We need some way to refer to a specific index of a pack. On a primitive level, this could just be an integer. But we really want to try to keep pack indices well-typed: we want to make sure we don't use an index in the wrong pack. To make that possible, we need to preserve the use/def structure of how pack indices are immediately produced. That means we need to use a different type that discourages abstraction (e.g. hiding the production of a value behind a basic-block argument) and algebraic manipulation, which basically means "not just an integer type".

For this purpose, we introduce a Builtin.PackIndex, which is basically just a UInt32.

An alternative design would to be reflect the pack that's being indexed into the type of the pack index. But the specific pack isn't necessarily meaningful — we might want to use the same pack index to index into several different packs that share the same shape class. We can just require that things have the same shape class, and ultimately we are going to have to do that. Still, I think it's better to not overstate the meaningfulness of some specific pack type. It also should lead to more readable SIL.

Status: in progress

Instructions for indexing into packs

We define three instructions for indexing into packs, in service of two different basic patterns. These instructions are collectively the pack indexing instructions. All pack indexing instructions produce a $Builtin.PackIndex and define a pack shape that they index into.

`dynamic_pack_index`

The first pattern for pack indices is that we may need to do something uniformly for an entire pack, treating its elements opaquely. This is what we'll naturally produce in SILGen when we expand over a pack parameter. For this, we need to basically produce a for-like loop pattern. The easiest way to do that is to generate integer indices normally with arithmetic, then translate them into a specific pack index value, locking down the structure of any subsequent derivation.

It is undefined behavior to use an index that is greater than or equal to the length of the given pack.

%packIndex = dynamic_pack_index %i : $Builtin.Int32 of $Pack{repeat each T}

Status:: in progress

`scalar_pack_index` and `pack_pack_index`

The second pattern for pack indices is that we may need to decompose a pack. For example, if we are passing values of type Int and Float to a variadically-generic function, we will need to construct a concrete pack of type Pack{Int, Float} (or maybe borrows thereof). But we could also be doing the same thing to produce a Pack{Int, repeat each T, Float}. We need some way to produce pack indices for specific statically-known components of this. This actually requires two different instructions: one for deriving a scalar pack index, and one for deriving a pack index of an element of a component pack.

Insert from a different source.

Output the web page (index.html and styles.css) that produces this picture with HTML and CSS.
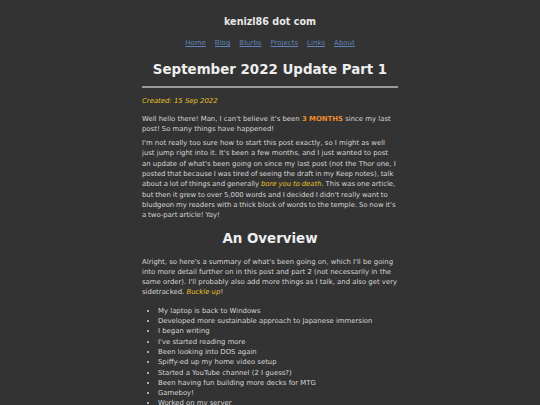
FILE: index.html
```html
<!DOCTYPE html>
<html>
<head>
<meta charset="utf-8">
<link rel="stylesheet" href="styles.css">
</head>
<body>
<div class="page">
  <header class="site-header">
    <div class="site-title">kenizl86 dot com</div>
    <nav class="nav">
      <a href="#">Home</a>
      <a href="#">Blog</a>
      <a href="#">Blurbs</a>
      <a href="#">Projects</a>
      <a href="#">Links</a>
      <a href="#">About</a>
    </nav>
  </header>
  <main class="post">
    <h1 class="post-title">September 2022 Update Part 1</h1>
    <hr class="rule">
    <p class="created">Created: 15 Sep 2022</p>
    <p>Well hello there! Man, I can't believe it's been <strong class="hot">3 MONTHS</strong> since my last post! So many things have happened!</p>
    <p>I'm not really too sure how to start this post exactly, so I might as well just jump right into it. It's been a few months, and I just wanted to post an update of what's been going on since my last post (not the Thor one, I <span class="tight">posted that because I was tired of seeing the draft in my Keep notes), talk about a lot of things and generally <em class="hl">bore you to death</em>. This was one article, but then it grew to over 5,000 words and I decided I didn't really want to bludgeon my readers with a thick block of words to the temple. So now it's a two-part article! Yay!</span></p>
    <h2 class="section">An Overview</h2>
    <p>Alright, so here's a summary of what's been going on, which I'll be going into more detail further on in this post and part 2 (not necessarily in the same order). I'll probably also add more things as I talk, and also get very sidetracked. <em class="hl">Buckle up</em>!</p>
    <ul class="list">
      <li>My laptop is back to Windows</li>
      <li>Developed more sustainable approach to Japanese immersion</li>
      <li>I began writing</li>
      <li>I've started reading more</li>
      <li>Been looking into DOS again</li>
      <li>Spiffy-ed up my home video setup</li>
      <li>Started a YouTube channel (2 I guess?)</li>
      <li>Been having fun building more decks for MTG</li>
      <li>Gameboy!</li>
      <li>Worked on my server</li>
    </ul>
  </main>
</div>
</body>
</html>
```
FILE: styles.css
```css
html, body {
  margin: 0;
  padding: 0;
  background: #333333;
}
body {
  font-family: "DejaVu Sans", Verdana, sans-serif;
  color: #d6d6d6;
  font-size: 6.9px;
  line-height: 10.3px;
}
.page {
  width: 256px;
  margin: 0 auto;
  padding-top: 15px;
}
.site-header {
  text-align: center;
}
.site-title {
  font-weight: bold;
  font-size: 9.6px;
  line-height: 14px;
  color: #e8e8e8;
}
.nav {
  display: flex;
  justify-content: center;
  gap: 9px;
  margin-top: 9px;
}
.nav a {
  color: #5f84b8;
  font-size: 7px;
  text-decoration: underline;
}
.post-title {
  font-size: 13.4px;
  line-height: 18px;
  text-align: center;
  margin: 13px 0 0;
  color: #eeeeee;
}
.rule {
  border: none;
  border-top: 2px solid #9a9a9a;
  margin: 7px 0 0;
}
.created {
  color: #e6c026;
  font-style: italic;
  margin: 8px 0 0;
}
p {
  margin: 4px 0 0;
}
.created + p {
  margin-top: 7px;
}
.tight {
  word-spacing: -0.35px;
}
.hot {
  color: #f08a2e;
}
.hl {
  color: #e6c026;
}
.section {
  font-size: 13.4px;
  line-height: 18px;
  text-align: center;
  margin: 9px 0 0;
  color: #eeeeee;
}
.section + p {
  margin-top: 9px;
}
.list {
  margin: 8px 0 0;
  padding-left: 16px;
}
```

The scalar pack index case is easy: we just provide the constant index of the desired component within the pack. The component must not be a pack expansion. SIL substitution may need to change this index if there are packs preceding the index.

%packIndex = scalar_pack_index 2 of $Pack{Int, repeat each T, Float}

The component pack index is a little more complex: we need to select the component pack, but after substitution, this may no longer be a single component. The shape constraint is therefore that a slice of the pack components starting at the given constant index must have the same shape as the pack that the given pack index indexes into.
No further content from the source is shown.